Vorsicht! Noch ist die Technologie im Vergleich zu anderen Anwendungen teuer. Zwar prognostiziert der Branchenverband Hydrogen Council, dass die Kosten für eine Vielzahl von Anwendungen bis 2030 voraussichtlich um bis zu 50 Prozent sinken, doch noch ist nicht klar, ob und in welchen Bereichen sich Wasserstoff durchsetzen kann. Insofern ist dieser ETF eine „Branchenwette“, wie es erfahrene ETF-Anleger in der Facebook-Gruppe „ETF-Strategie“ von extraETF gern nennen. In diesem Fall handelt es sich sogar um eine etwas spekulativere „Wette“, da die Branche noch in den Kinderschuhen steckt und der Markthochlauf erst noch bevorsteht. Das bedeutet im Umkehrschluss jedoch auch: Anleger haben mit dem Wasserstoff-ETF von LGIM die Möglichkeit, attraktive Renditen zu erzielen.

Aber sind viele Wasserstoff-Aktien nicht bereits zu heiß gelaufen? ETF-Spezialist Philipp von Königsmarck verweist darauf, dass Anleger nicht mehr mit den Performances der vergangenen Jahre rechnen sollten. „Zudem sollte man einen mittel- bis langfristigen Anlagehorizont mitbringen.“ Der erhöhten Chance steht das höhere Risiko von Kursrückschlägen gegenüber.
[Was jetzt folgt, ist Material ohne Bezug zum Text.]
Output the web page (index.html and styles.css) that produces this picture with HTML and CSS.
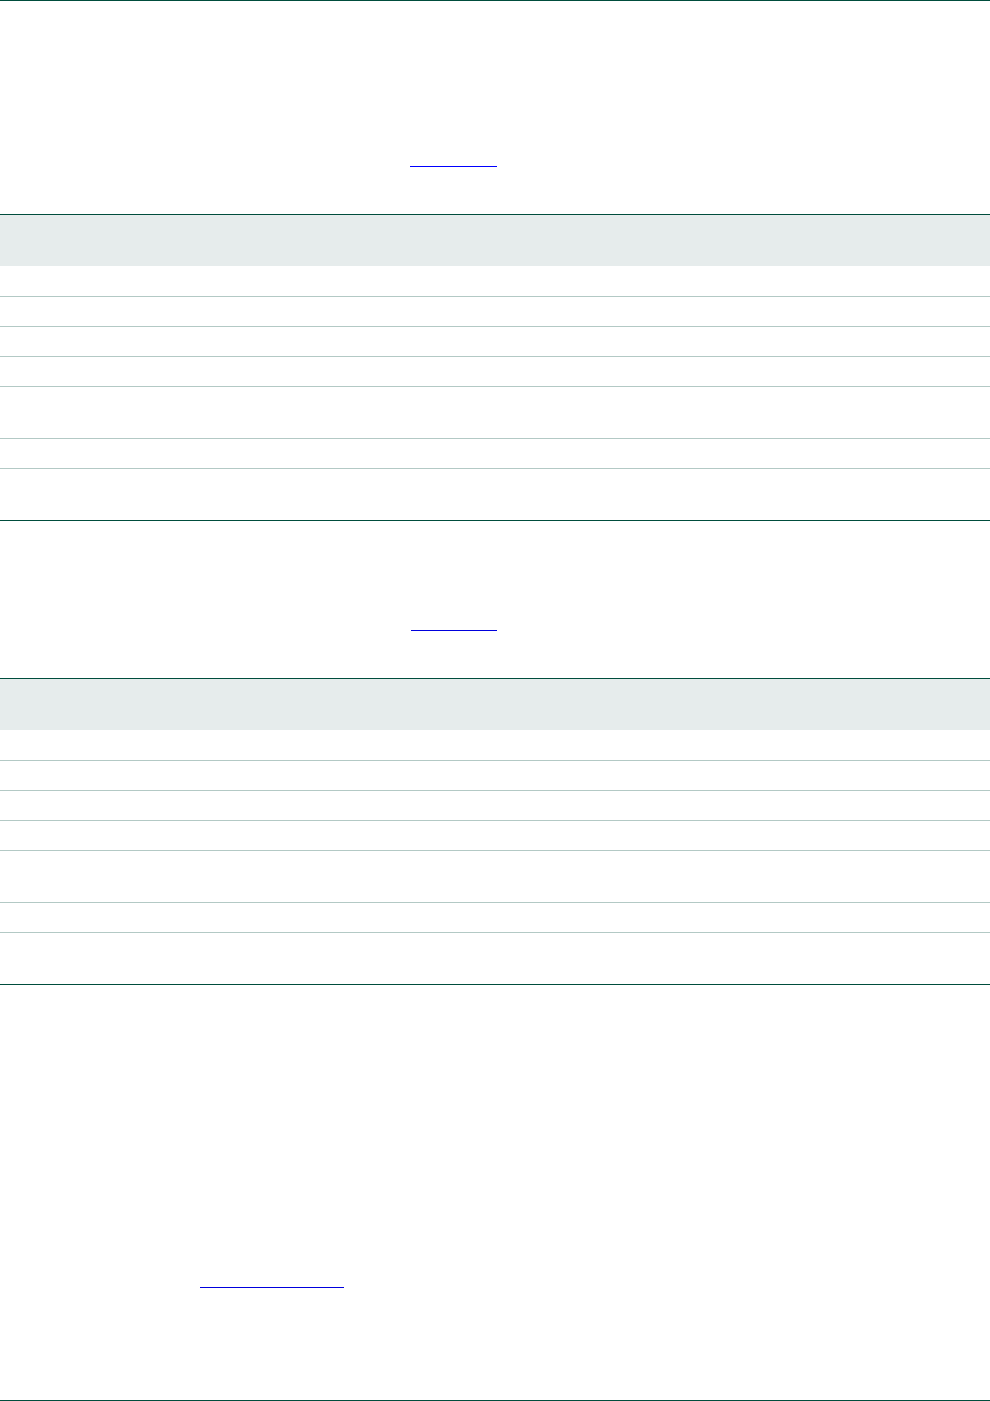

Aber: „Das Risiko, sich mit einer einzelnen Aktie die Finger zu verbrennen, wird mit der Diversifizierung eines ETFs sehr gut ausgeschaltet“, sagt von Königsmarck. Die Titelüberlappung mit anderen LGIM-ETFs (Clean Energy oder Batterien) sowie anderen Indizes wie dem MSCI World ist äußerst gering.

Fazit

Für Anleger, die sich der erhöhten Risiken dieses Produkts bewusst sind, ist der Wasserstoff-ETF definitiv einen Blick wert. LGIM hat einen interessanten Branchen-Mix entlang der gesamten Wertschöpfungskette industrieller Anwendungen entworfen. Das Produkt könnte langfristig sehr gute Chancen bieten, jedoch auch höhere Volatilität.